Many people take cannabis for recreational or medicinal purposes. Cannabis contains psychoactive substances, so users may wonder whether it’s a depressant, a stimulant, a hallucinogen, or something else entirely.
A depressant is a drug with a relaxing quality. Depressants reduce muscle tension, anxiety, stress, and insomnia. Many weed users will report these effects, but the influence of cannabis is not quite so straightforward.
Delta-9-tetrahydrocannabinol, commonly known as THC, is the main psychoactive component in cannabis. It is what sends marijuana users into a state of high through acting on specific cell receptors in the brain.
Different people may report varying effects after using cannabis. These include:
- A relaxing, soporific feeling, reduced anxiety and insomnia (depressant effect)
- Mood elevation, bliss, euphoria (stimulant effect)
- Heightened focus and clarity (hallucinogenic effect)
- So, is marijuana a depressant, a stimulant, or a hallucinogen? The short answer is that it depends.
Morning, Daytime, and Evening Strains
Experienced cannabis users know that not all strains are created equal. While a relaxing evening strain can be perfect way to wrap up your day, you probably don’t want to feel sluggish and sleepy as you start your morning routine.
Cannabis strains recommended for morning use are mostly sativa-dominant, such as Princeton and Herringbone. Sativa strains are typically high in THC and low in CBD (cannabidiol). They tend to induce an energizing, euphoric, and mentally stimulating effect.
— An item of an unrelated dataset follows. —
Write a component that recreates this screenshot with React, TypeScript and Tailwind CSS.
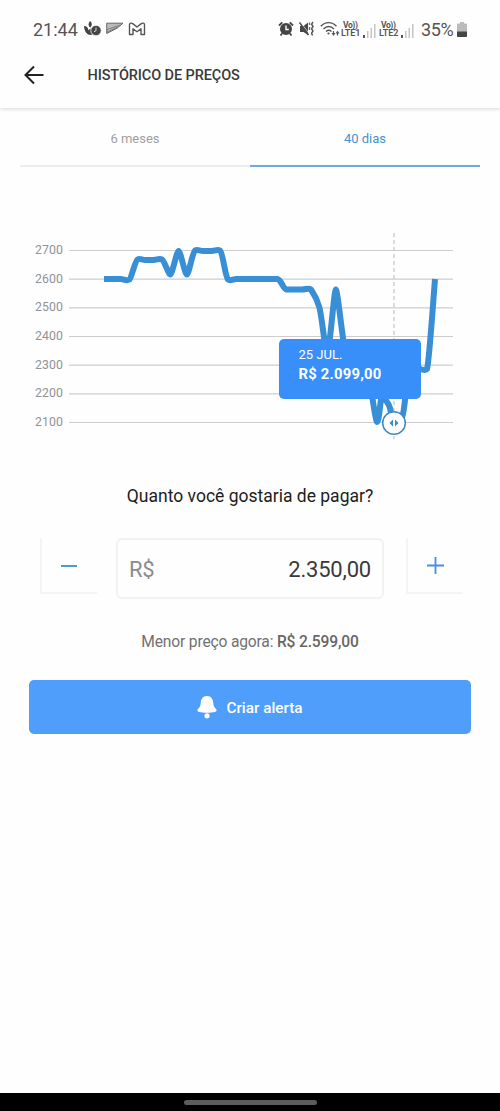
import { useState } from "react";

const GRID = [2700, 2600, 2500, 2400, 2300, 2200, 2100];

const LINE =
  "M104 112H120.5C124 112 126 114.5 129.5 112.5C131.5 111 135 94 137.5 92.5C140 91 142 93 145.5 93H153.5C157 93 159 91 162 92.5C164.500 94 168.500 107.500 170.300 107.500C172.300 107.500 176.600 84 178.600 84C180.600 84 184.800 107.500 186.800 107.500C188.800 107.500 192.500 85.500 195 83.500C197.500 82 199.500 84 203.300 84H211.600C215 84 217.500 82 220 83.500C223 86 225 109 228 112.500C230.500 114.500 233 112 236.500 112H277.500C281 112 283 122.500 287 122.500H302C306 122.500 308.500 120.500 311 122.500C314 127 317 132 319.300 140C322 150 324.500 180 327.300 188C330 180 334.200 122.500 335.800 122.500C337.400 122.500 341 159 344.300 180C350 215 356 180 361 180C367 180 374.500 255 377.200 255C379.500 255 380.500 225 382.800 227.500C385 234 388 234 390 241C391.500 248 392.500 255 393.800 255C401 255 403 256 405.500 228C408 208 411 201 418.500 201C422 203 425 204 427 202C429 196 432.500 144 435 112";

function AlarmIcon() {
  return (
    <svg width="16" height="16" viewBox="0 0 16 16">
      <path d="M1 4.500L4.300 1.300M15 4.500L11.700 1.300M4 12.500L2.500 14.500M12 12.500L13.500 14.500" stroke="#444" strokeWidth="1.800" />
      <circle cx="8" cy="8" r="6" fill="#444" />
      <path d="M8 4.500V8.500H10.800" stroke="#fff" strokeWidth="1.400" fill="none" />
    </svg>
  );
}

function MuteIcon() {
  return (
    <svg width="16" height="16" viewBox="0 0 16 16">
      <path d="M1 5H4.500L9 1.500V14L4.500 11H1Z" fill="#484848" />
      <path d="M1.500 1L10 12.500" stroke="#fefefe" strokeWidth="0.700" />
      <path d="M0.500 1.500L9.500 14" stroke="#484848" strokeWidth="1.500" />
      <path d="M10.500 1.500V4M10.500 6V9" stroke="#666" strokeWidth="1.300" />
      <path d="M14 1L12.600 3.200L14 5.500L12.600 7.800L14 10L12.600 12.200L13.500 14.500" fill="none" stroke="#555" strokeWidth="1.500" />
    </svg>
  );
}

function WifiIcon() {
  return (
    <svg width="20" height="16" viewBox="0 0 20 16" fill="none" stroke="#555" strokeWidth="1.400">
      <path d="M0.800 5.200C5.300 0.400 12 0.400 16.500 5.200M3.500 8C6.800 4.700 10.800 4.700 14 8M6 10.500C7.800 8.900 9.800 8.900 11.500 10.500" />
      <circle cx="8.500" cy="12.500" r="1.100" fill="#555" stroke="none" />
      <path d="M13.500 10V13.500M17.500 14.500V11" strokeWidth="1.200" />
      <path d="M11.500 12L13.500 15L15.500 12ZM15.700 12.500L17.500 9.500L19.500 12.500Z" fill="#555" stroke="none" />
    </svg>
  );
}

function Signal({ label }: { label: string }) {
  return (
    <div className="flex items-end">
      <div className="flex w-5 flex-col whitespace-nowrap text-[#555]">
        <span className="pl-0.5 text-[8.500px] leading-[8px] font-bold tracking-[-0.4px]">Vo))</span>
        <span className="text-[9px] leading-[9px] font-semibold tracking-[-0.1px]">{label}</span>
      </div>
      <svg width="15" height="15" viewBox="0 0 15 15">
        <rect x="2" y="12" width="2" height="3" fill="#555" />
        <rect x="6" y="8" width="1.500" height="7" fill="#c4c4c4" />
        <rect x="9.500" y="5" width="1.500" height="10" fill="#c4c4c4" />
        <rect x="13" y="1" width="1.500" height="14" fill="#c4c4c4" />
      </svg>
    </div>
  );
}

function StatusBar() {
  return (
    <div className="flex h-[46px] items-center pt-3 pl-[33px] text-[#555]">
      <span className="w-[46px] pt-px text-[18px] leading-5">21:44</span>
      <div className="ml-[5px] flex items-center">
        <svg width="18" height="16" viewBox="0 0 18 16">
          <path d="M6 0C8.500 2 8.200 4.500 6.200 6.500C4 5 4 2.500 6 0Z" fill="#444" />
          <path d="M0 5C3 5 4.200 7 4.500 9.500C5.500 8 6.500 7.500 8 7.500V13.800C4 14.500 0.500 12 0 5Z" fill="#444" />
          <circle cx="12" cy="9.500" r="5.200" fill="#444" stroke="#fff" strokeWidth="0.800" />
          <path d="M12 6.500V9.700L10 10.700" stroke="#ddd" strokeWidth="1" fill="none" />
        </svg>
        <svg className="ml-1" width="18" height="14" viewBox="0 0 18 14">
          <path d="M0.700 1.200H17L11 6.200L0.700 11.500Z" fill="#bbb" stroke="#666" strokeWidth="1" />
          <path d="M1 7.500L14 3.200M1 10L12 5" stroke="#777" strokeWidth="0.900" />
        </svg>
        <svg className="ml-1" width="18" height="14" viewBox="0 0 18 14">
          <path d="M1.500 12.500V2.800C1.500 1 3.500 0.700 4.700 1.600L9 5L13.300 1.600C14.500 0.700 16.500 1 16.500 2.800V12.500H13V6.800L9 9.800L5 6.800V12.500Z" fill="#fff" stroke="#555" strokeWidth="1.400" strokeLinejoin="round" />
        </svg>
      </div>
      <div className="ml-[132px] flex items-center">
        <AlarmIcon />
        <div className="ml-[5px]"><MuteIcon /></div>
        <div className="ml-[5px]"><WifiIcon /></div>
        <div className="ml-px"><Signal label="LTE1" /></div>
        <div className="ml-[3px]"><Signal label="LTE2" /></div>
      </div>
      <span className="ml-[7px] w-[34px] pt-px text-[18px] leading-5 tracking-[-0.4px]">35%</span>
      <svg className="ml-0.5" width="10" height="15" viewBox="0 0 10 15">
        <path d="M3 0H7V1.500H9C9.600 1.500 10 2 10 2.500V10H0V2.500C0 2 0.400 1.500 1 1.500H3Z" fill="#bbb" />
        <path d="M0 9.500H10V14C10 14.600 9.600 15 9 15H1C0.400 15 0 14.600 0 14Z" fill="#444" />
      </svg>
    </div>
  );
}

function PriceChart() {
  return (
    <div className="relative h-[303px]">
      <svg width="500" height="303" viewBox="0 0 500 303">
        {GRID.map((value, i) => (
          <g key={value}>
            <line x1="69" x2="453" y1={83.500 + i * 28.670} y2={83.500 + i * 28.670} stroke="#cdcdcd" strokeWidth="1.200" />
            <text x="35" y={87 + i * 28.670} fontSize="12.300" fill="#909398" textLength="28">{value}</text>
          </g>
        ))}
        <path d="M394 66V272" stroke="#c8c8c8" strokeWidth="1.300" strokeDasharray="4 3" />
        <path d={LINE} fill="none" stroke="#388fd5" strokeWidth="6" strokeLinejoin="round" />
        <circle cx="394" cy="256" r="11.300" fill="#fff" stroke="#3d89c2" strokeWidth="1.500" />
        <path d="M393 252.500V259.500L389.500 256ZM395 252.500V259.500L398.500 256Z" fill="#3d89c2" />
      </svg>
      <div className="absolute top-[172px] left-[279px] h-[60px] w-[142px] rounded-[5px] bg-[#388ffa] pt-[7px] pl-[19.500px] text-white">
        <p className="text-[13px] leading-[18px]">25 JUL.</p>
        <p className="text-[14.800px] leading-5 font-bold tracking-[0.22px]">R$ 2.099,00</p>
      </div>
    </div>
  );
}

export default function App() {
  const [tab, setTab] = useState(1);
  const [price, setPrice] = useState(2350);

  return (
    <div className="flex h-[1111px] w-[500px] flex-col overflow-hidden bg-[#fefefe] font-['Roboto',sans-serif]">
      <header className="h-[108px] shrink-0 bg-[#fefefe] shadow-[0_1px_4px_rgba(0,0,0,0.16)]">
        <StatusBar />
        <div className="flex h-[58px] items-center pl-6">
          <svg width="21" height="20" viewBox="0 0 21 20" fill="none" stroke="#222" strokeWidth="2">
            <path d="M19.500 10H2M10 1.500L1.500 10L10 18.500" />
          </svg>
          <h1 className="ml-[42.500px] pt-px text-[14.500px] font-medium tracking-[-0.1px] text-[#3a3a3a]">HISTÓRICO DE PREÇOS</h1>
        </div>
      </header>

      {/* Period tabs */}
      <div className="mx-5 flex h-[59px] shrink-0">
        {["6 meses", "40 dias"].map((label, i) => (
          <button
            key={label}
            onClick={() => setTab(i)}
            className={`flex-1 border-b-2 pt-1 text-[13px] ${
              tab === i ? "border-[#70a9df] text-[#4592ce]" : "border-[#ededed] text-[#a0a0a0]"
            }`}
          >
            {label}
          </button>
        ))}
      </div>

      <PriceChart />

      <h2 className="mt-[14px] text-center text-[17.500px] leading-6 text-[#1c1c1c]">
        Quanto você gostaria de pagar?
      </h2>

      {/* Target price */}
      <div className="mt-[30px] flex items-start pl-10">
        <button onClick={() => setPrice(price - 50)} className="flex h-14 w-[57px] items-center justify-center border-b-2 border-l-2 border-[#f4f4f4] pr-0.5 pt-0.5">
          <svg width="16" height="16" viewBox="0 0 16 16">
            <path d="M0 8H16" stroke="#4b9bd8" strokeWidth="2" />
          </svg>
        </button>
        <div className="ml-[19px] flex h-[61px] w-[268px] items-center justify-between rounded-md border-2 border-[#f2f2f2] px-[11px] pt-0.5 text-[22px] tracking-[-0.2px]">
          <span className="text-[#8b8b8b]">R$</span>
          <span className="text-[#3a3a3a]">{price.toLocaleString("de-DE", { minimumFractionDigits: 2 })}</span>
        </div>
        <button onClick={() => setPrice(price + 50)} className="ml-[22px] flex h-14 w-[57px] items-center justify-center border-b-2 border-l-2 border-[#f4f4f4]">
          <svg width="17" height="17" viewBox="0 0 17 17">
            <path d="M0 8.500H17M8.500 0V17" stroke="#4292e0" strokeWidth="1.800" />
          </svg>
        </button>
      </div>

      <p className="mt-[31px] text-center text-[15.600px] leading-6 tracking-[-0.17px] text-[#717171]">
        Menor preço agora: <span className="font-medium text-[#666]">R$ 2.599,00</span>
      </p>

      <button className="mx-[29px] mt-[26px] flex h-[54px] shrink-0 items-center justify-center rounded-[5px] bg-[#4f9efb] text-[15.300px] font-medium text-white">
        <svg className="mr-[9px]" width="20" height="23" viewBox="0 0 20 23" fill="currentColor">
          <path d="M10 0C14.500 0 16 3.500 16.200 6.500C16.400 10 17.300 11.500 19 13C20.200 14.300 19.500 15.700 17.800 16C14 17 6 17 2.200 16C0.500 15.700 -0.200 14.300 1 13C2.700 11.500 3.600 10 3.800 6.500C4 3.500 5.500 0 10 0Z" />
          <circle cx="10" cy="19.800" r="2.600" />
        </svg>
        <span className="pt-0.5">Criar alerta</span>
      </button>

      {/* Gesture bar */}
      <div className="mt-auto flex h-[18px] shrink-0 items-center justify-center bg-black">
        <div className="h-[5px] w-[133px] rounded-full bg-[#5c5c5c]" />
      </div>
    </div>
  );
}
Most strains recommended for daytime use are sativa-indica hybrids such as Balmoral or Penelope. These strains are lower in THC and higher in CBD, which gives them enhanced medicinal benefits. They can improve appetite and help manage a variety of conditions such as chronic pain or seizures.
Evening strains are all about relaxation and promoting deep, restful sleep. These strains are typically indica-dominant, such as Weaver or Bubba Kush. They are low in THC and especially high in CBD. Evening strains will counterbalance stress, pain, anxiety, and insomnia.
Each one of us has different levels of neurotransmitters—biochemical components involved in all brain and body functions, including mood and mental activity. Cannabis will alter the flow of neurotransmitters, but the exact effect for each person is hard to predict.
For example, slower brain function following the use of cannabis can be relaxing for some people but trigger an onset of depression in others. Some users may ingest a THC-high strain and only experience a mild mental stimulation, while others will report a full-blown hallucinogenic effect.
Other factors that may influence the effects of cannabis include:
- Form of ingestion: often, people will experience a more intense, longer-lasting high from consuming cannabis-infused edibles compared to smoking.
- Age: occasional users may be surprised to discover that a cannabis strain they enjoyed at 21 has a different effect on them when they are 35.
- Sex: some studies suggest that women need lower THC doses compared to men to experience a euphoric effect.
The bottom line is that you won’t know how your body will respond to cannabis until you try it. It’s probably better to start experimenting with moderate use of lower-THC strains.